As we hopefully emerge out of this crisis this is a sector that has had 'transformation' imposed on it just like many other retail sectors yet still think it's all about cost cutting, branch closures, and the old chestnut of digital.

Here's a couple of things to ponder assuming you still operate in this sector;

Forced savings seem to be the main driver of the recent spike in household savings. Many financial institutions are saying they now have a glut of cash held in savings accounts.

First, the lockdown measures imposed to contain the virus prohibited households from consuming a large share of their normal expenditure basket, leading to forced, or in other words involuntary, savings. Second, the sudden outbreak of the pandemic caused uncertainty regarding future income, and in particular the risk of future unemployment, to shoot up, leading to precautionary savings.

The recent rise in expected unemployment has led to a significant contribution of precautionary savings to the rise in the saving rate in the second quarter. Most of this unexplained residual seems to be attributable to constraints on the consumption of many goods and services during periods of lockdown and therefore constitutes an estimate of forced savings. source ECB Europa

They say that 'cash is king' but how will the sector handle this juxtaposition with consumers who want to celebrate and spend but also remain cautious whilst banks need to manage a debt crisis?

How bad could it get for banks?

The Deloitte Center for Financial Services estimates that the US banking industry may have to provision for a total of US$318 billion in net loan losses from 2020 to 2022, representing 3.2% of loans. While losses can be expected in every loan category, they may be most acute within credit cards, commercial real estate, and small business loans. Generally, these losses are smaller than during the GFC, when US banks recorded a loss ratio of 6.6% from 2008 to 2010.

One of the most notable effects of the pandemic is the scale and acceleration of several megatrends, and deceleration of others (figure 3). Until the pandemic hit, almost everyone believed certain societal forces were here to stay, such as the sharing economy, urbanization, and globalization.
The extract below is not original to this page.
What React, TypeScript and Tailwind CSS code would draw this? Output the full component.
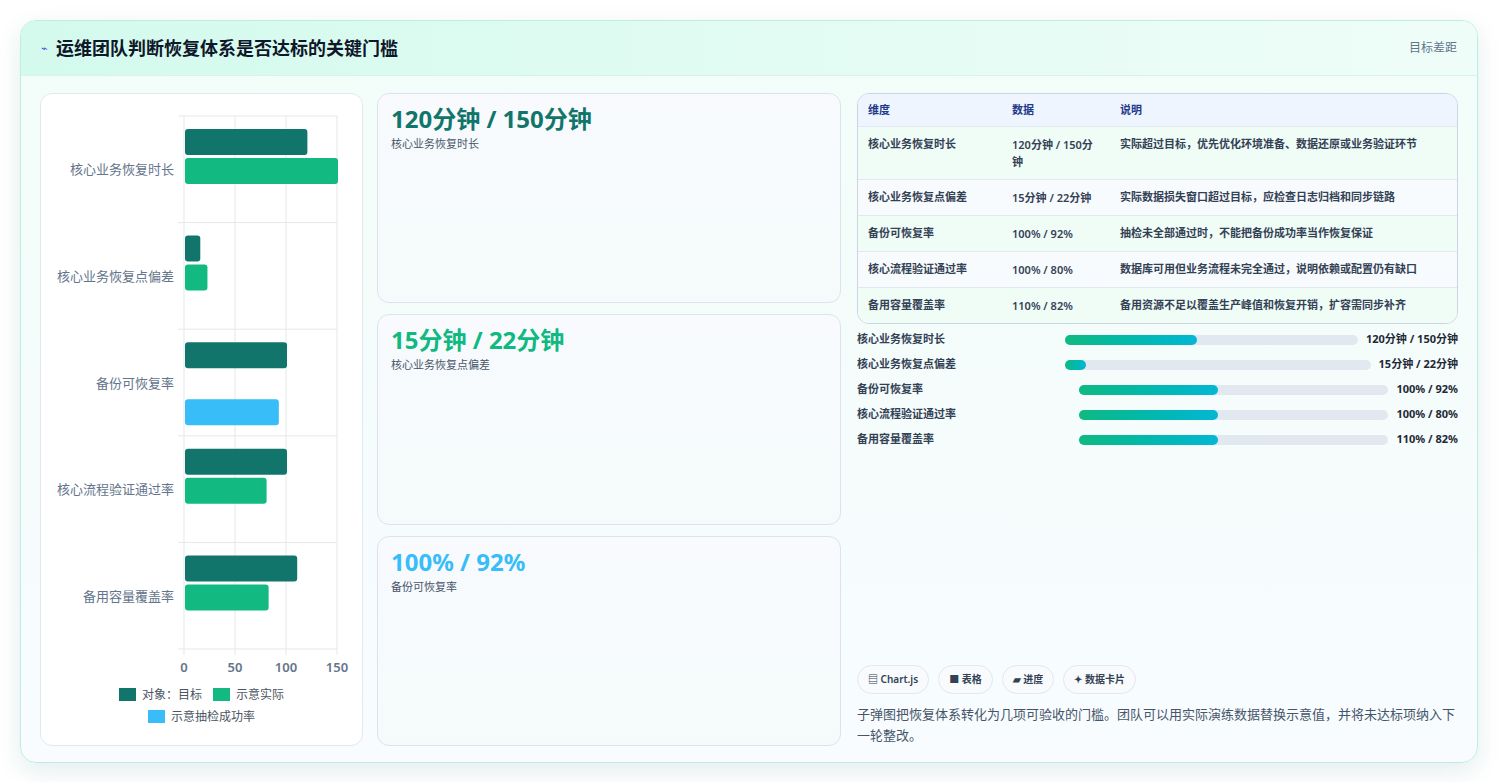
import React from 'react';

const font = { fontFamily: '"Noto Sans", "Noto Sans CJK SC", sans-serif' };

const rows = [
  { name: '核心业务恢复时长', target: 120, actual: 150, data: '120分钟 / 150分钟', note: '实际超过目标，优先优化环境准备、数据还原或业务验证环节', fill: 45, sky: false },
  { name: '核心业务恢复点偏差', target: 15, actual: 22, data: '15分钟 / 22分钟', note: '实际数据损失窗口超过目标，应检查日志归档和同步链路', fill: 7, sky: false },
  { name: '备份可恢复率', target: 100, actual: 92, data: '100% / 92%', note: '抽检未全部通过时，不能把备份成功率当作恢复保证', fill: 45, sky: true },
  { name: '核心流程验证通过率', target: 100, actual: 80, data: '100% / 80%', note: '数据库可用但业务流程未完全通过，说明依赖或配置仍有缺口', fill: 45, sky: false },
  { name: '备用容量覆盖率', target: 110, actual: 82, data: '110% / 82%', note: '备用资源不足以覆盖生产峰值和恢复开销，扩容需同步补齐', fill: 45, sky: false },
];

function BarChart() {
  const x0 = 143;
  const scale = 1.02;
  const top = 22;
  const band = 106.6;
  return (
    <svg width="322" height="651" className="block">
      {[0, 50, 100, 150].map((v) => (
        <line key={v} x1={x0 + v * scale} x2={x0 + v * scale} y1={top} y2={top + band * 5 + 6} stroke="#e5e7eb" />
      ))}
      {[0, 1, 2, 3, 4, 5].map((i) => (
        <line key={i} x1={x0 - 6} x2={x0 + 153} y1={top + i * band} y2={top + i * band} stroke="#e5e7eb" />
      ))}
      {rows.map((r, i) => {
        const y = top + i * band;
        return (
          <g key={r.name}>
            <text x={x0 - 10} y={y + band / 2 + 5} textAnchor="end" fontSize="13" fill="#64748b" style={font}>{r.name}</text>
            <rect x={x0 + 1} y={y + 13} width={r.target * scale} height={26} rx={3} fill="#12756b" />
            <rect x={x0 + 1} y={r.sky ? y + 70 : y + 42} width={r.actual * scale} height={26} rx={3} fill={r.sky ? '#38bdf8' : '#12b981'} />
          </g>
        );
      })}
      {[0, 50, 100, 150].map((v) => (
        <text key={v} x={x0 + v * scale} y={578} textAnchor="middle" fontSize="13" fontWeight="600" fill="#64748b" style={font}>{v}</text>
      ))}
      <rect x={78} y={594} width={17} height={13} fill="#12756b" />
      <text x={101} y={605} fontSize="12" fill="#4b5563" style={font}>对象：目标</text>
      <rect x={172} y={594} width={17} height={13} fill="#12b981" />
      <text x={195} y={605} fontSize="12" fill="#4b5563" style={font}>示意实际</text>
      <rect x={107} y={616} width={17} height={13} fill="#38bdf8" />
      <text x={130} y={627} fontSize="12" fill="#4b5563" style={font}>示意抽检成功率</text>
    </svg>
  );
}

const cards = [
  { value: '120分钟 / 150分钟', label: '核心业务恢复时长', color: 'text-[#12756b]' },
  { value: '15分钟 / 22分钟', label: '核心业务恢复点偏差', color: 'text-[#10b981]' },
  { value: '100% / 92%', label: '备份可恢复率', color: 'text-[#38bdf8]' },
];

export default function App() {
  return (
    <div className="min-h-screen bg-white p-5" style={font}>
      <div className="flex h-[743px] flex-col overflow-hidden rounded-2xl border border-[#bfeee0] bg-gradient-to-b from-[#f2fdf8] to-[#f8fcff] shadow-[0_8px_24px_rgba(15,118,110,0.12)]">
        <div className="flex h-[55px] shrink-0 items-center justify-between border-b border-[#d7f3ea] bg-gradient-to-r from-[#d3faed] to-[#effdf8] px-5">
          <div className="flex items-center gap-2">
            <span className="text-[11px] text-[#4f46e5]">⌁</span>
            <h1 className="text-[18px] font-bold text-[#0f172a]">运维团队判断恢复体系是否达标的关键门槛</h1>
          </div>
          <span className="text-[12px] text-[#64748b]">目标差距</span>
        </div>
        <div className="flex flex-1 gap-[14px] px-[19px] pb-[18px] pt-[17px]">
          <div className="w-[323px] shrink-0 rounded-xl border border-[#e2e8f0] bg-white">
            <BarChart />
          </div>
          <div className="flex w-[464px] shrink-0 flex-col gap-[11px]">
            {cards.map((c) => (
              <div key={c.label} className="flex-1 rounded-xl border border-[#dbe4ee] bg-gradient-to-b from-[#f8fafe] to-[#f5fbfb] px-[13px] py-[10px]">
                <div className={`text-[24px] font-bold leading-tight ${c.color}`}>{c.value}</div>
                <div className="mt-[2px] text-[11px] text-[#475569]">{c.label}</div>
              </div>
            ))}
          </div>
          <div className="flex flex-1 flex-col pl-[2px]">
            <div className="overflow-hidden rounded-xl border border-[#cbd5e1] text-[11px]">
              <table className="w-full border-collapse text-left">
                <thead>
                  <tr className="bg-[#eef5fe] text-[#1e3a8a]">
                    <th className="h-[32px] w-[144px] px-[10px] font-semibold">维度</th>
                    <th className="w-[108px] px-[10px] font-semibold">数据</th>
                    <th className="px-[10px] font-semibold">说明</th>
                  </tr>
                </thead>
                <tbody className="text-[#334155]">
                  {rows.map((r, i) => (
                    <tr key={r.name} className={`border-t border-[#e2e8f0] align-top ${i % 2 === 0 ? 'bg-[#f0fcf6]' : 'bg-[#f8fbfd]'}`}>
                      <td className="px-[10px] py-[9px] font-semibold">{r.name}</td>
                      <td className="px-[10px] py-[9px] font-semibold leading-[17px]">{r.data}</td>
                      <td className="px-[10px] py-[9px] font-semibold">{r.note}</td>
                    </tr>
                  ))}
                </tbody>
              </table>
            </div>
            <div className="mt-[8px] flex flex-col gap-[9px]">
              {rows.map((r, i) => (
                <div key={r.name} className="flex h-[16px] items-center gap-[8px] text-[11px] font-semibold text-[#334155]">
                  <span className={`shrink-0 ${i < 2 ? 'w-[200px]' : 'w-[214px]'}`}>{r.name}</span>
                  <div className="h-[10px] flex-1 rounded-full bg-[#e2e8f0]">
                    <div className="h-full rounded-full bg-gradient-to-r from-[#10b981] to-[#06b6d4]" style={{ width: `${r.fill}%` }} />
                  </div>
                  <span className="shrink-0 font-bold text-[#1f2937]">{r.data}</span>
                </div>
              ))}
            </div>
            <div className="mt-auto">
              <div className="flex gap-[9px] text-[10px] font-semibold text-[#334155]">
                {['▤ Chart.js', '■ 表格', '▰ 进度', '✦ 数据卡片'].map((t) => (
                  <span key={t} className="rounded-full border border-[#e2e8f0] bg-[#f8fafc] px-[10px] py-[6px]">{t}</span>
                ))}
              </div>
              <p className="mt-[10px] text-[13px] leading-[21px] text-[#475569]">
                子弹图把恢复体系转化为几项可验收的门槛。团队可以用实际演练数据替换示意值，并将未达标项纳入下一轮整改。
              </p>
            </div>
          </div>
        </div>
      </div>
    </div>
  );
}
But remarkably, the pandemic seems to have slowed these global megatrends.

On the other hand, it is now abundantly clear that COVID-19 has acted as a catalyst for digitization. In addition to accelerating digital adoption, the crisis has also served as a litmus test for banks’ digital infrastructure. While institutions that made strategic investments in technology came out stronger, laggards may still be able to leapfrog competitors if they take swift action to accelerate tech modernization. source Deloitte

So, how can the financial sector that thinks 'transformation' is all about cost savings, technology, and has to consider compliance and regulation become, well, more human whilst reducing the costly physical interactions to service our needs?

Companies that are looking to build a more authentic and engaging social media presence, as a key part of transformation must include the training , empowerment, and development an of internal 'employee advocacy' content strategy.

One of the best ways financial advisers today can bolster their credibility and reach potential clients is available for free.

It's called social media.

However, merely joining Linkedin, Twitter and Facebook won't cut it.

"Outside of opening the account, you need to join the conversation," "Engagement is key; finding your voice is the second thing."

Used correctly, social media can provide financial advisers with an outlet to showcase their expertise, network with their peers and meet potential clients and customers.